Since 1997, Egypt had not been hit by any terrorist attack until a series of explosions rocked Sinai in 2004. Thirty-four people were killed in car bombings that hit the Taba resort town and a tourist camp on 6 October as Egypt was commemorating its military victory in the 1973 Egyptian-Israeli war.

Back then, the government identified a Palestinian militant as the mastermind of the attacks. Less than a year later, as Egypt was celebrating the 53th anniversary of the 1952 revolution, another series of blasts hit the Red Sea resort of Sharm al-Sheikh, killing at least 88 people and injuring some 200. A group calling itself the Abdullah Azzam Brigades, representing Al-Qaeda in Syria and Egypt, claimed responsibility in a statement posted on an Islamist website shortly after the attacks. .  

“Such organizations always choose sensitive targets to embarrass the regime and turn the masses against it,” said Abdel Salam.

The blast comes on the heels of threats directed at Egypt’s Coptic community made in late October by Al-Qaeda militants in Iraq. The militants vowed to stage attacks against Egypt’s roughly ten million Copts if the church refused to release Christian women allegedly held captive after converting to Islam.

While the government seeks to hold external forces responsible for the blast, many Copts as well as secular opposition leaders are holding the regime responsible, citing security laxity. Following the bloodshed, hundreds of Copts rallied in Alexandria to voice their anger against President Hosni Mubarak’s regime.

“There is definitely a security problem,” said al-Shobaki. “But the bigger problem has to do with the deterioration of Muslim-Christian relations and the indifference to pending issues such as civil rights and citizenship values.”

For decades, Copts have been complaining about different aspects of discrimination, including restrictions on the construction of churches, limitations on the number of Copts who could be attain senior public offices, and government indifference to Coptic demands to amend the Constitution to institute a civil order where Muslims and Copts enjoy equal rights.
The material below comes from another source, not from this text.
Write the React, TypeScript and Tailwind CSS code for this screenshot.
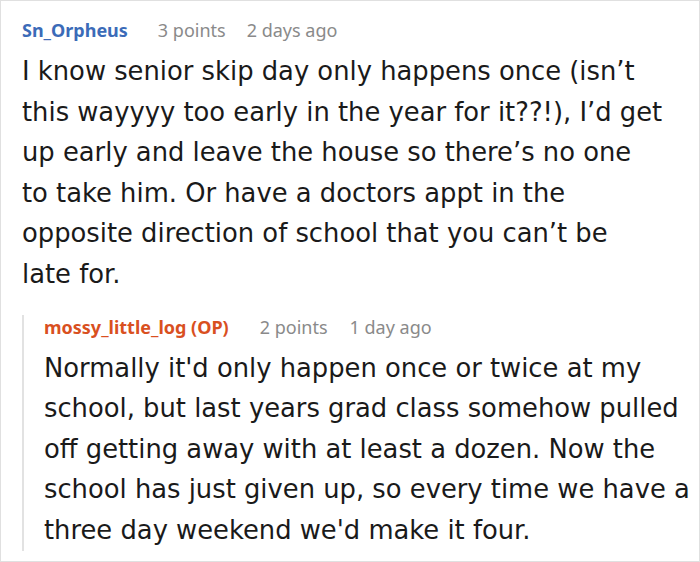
const parentLines = [
  'I know senior skip day only happens once (isn’t',
  'this wayyyy too early in the year for it??!), I’d get',
  'up early and leave the house so there’s no one',
  'to take him. Or have a doctors appt in the',
  'opposite direction of school that you can’t be',
  'late for.',
];

const replyLines = [
  "Normally it'd only happen once or twice at my",
  'school, but last years grad class somehow pulled',
  'off getting away with at least a dozen. Now the',
  'school has just given up, so every time we have a',
  "three day weekend we'd make it four.",
];

export default function App() {
  return (
    <div className="w-[700px] h-[562px] bg-white border border-[#e0e0e0] pl-[21px] pr-[20px] text-[#1a1a1a] overflow-hidden">
      {/* Parent comment */}
      <div className="pt-[17px]">
        <div className="flex items-center text-[18px] leading-[24px] font-['Noto_Sans',sans-serif]">
          <span className="font-bold text-[#3b6bb8]">Sn_Orpheus</span>
          <span className="ml-[30px] text-[#8a8a8a]">3 points</span>
          <span className="ml-[21px] text-[#8a8a8a]">2 days ago</span>
        </div>
        <p className="mt-[9px] text-[25.8px] leading-[40.6px] whitespace-nowrap font-['DejaVu_Sans',sans-serif]">
          {parentLines.map((line, i) => (
            <span key={i} className="block">{line}</span>
          ))}
        </p>
      </div>

      {/* Reply */}
      <div className="mt-[20px] border-l-2 border-[#e2e2e2] pl-[20px]">
        <div className="flex items-center text-[18px] leading-[24px] font-['Noto_Sans',sans-serif]">
          <span className="font-bold text-[#d9501f]">mossy_little_log (OP)</span>
          <span className="ml-[31px] text-[#8a8a8a]">2 points</span>
          <span className="ml-[22px] text-[#8a8a8a]">1 day ago</span>
        </div>
        <p className="mt-[9px] -mb-[7px] text-[25.8px] leading-[40.6px] whitespace-nowrap font-['DejaVu_Sans',sans-serif]">
          {replyLines.map((line, i) => (
            <span key={i} className="block">{line}</span>
          ))}
        </p>
      </div>
    </div>
  );
}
The recent blasts came after a year marred by several sectarian disputes. In November, thousands of Copts clashed with police after the government decided to suspend the construction of a church building. Related violence resulted in two deaths. These clashes brought to the Coptic collective memory the drive-by shooting that left six Copts dead in Upper East in January 2010. As Coptic worshippers were coming out of the Coptic Christmas Eve mass, they were riddled with bullets in the southern province of Naga Hammadi.

“The portfolio of Muslim-Christian relations is already congested and inflammable. Such acts could add fire to fuel,” said al-Shobaki. “The repercussions of this act would be very dangerous and would exacerbate the tension.”

In its initial response to the bombings, the Coptic church expressed the same concern as al-Shobaki.

“As the church condemns the attack which threatens our security and the safety of our citizens, it also believes that the attack constitutes a serious escalation of sectarian violence against Copts,” the church said in a statement. “The attack came as a result of the continuous sectarian agitation that has been fuming in the last months.”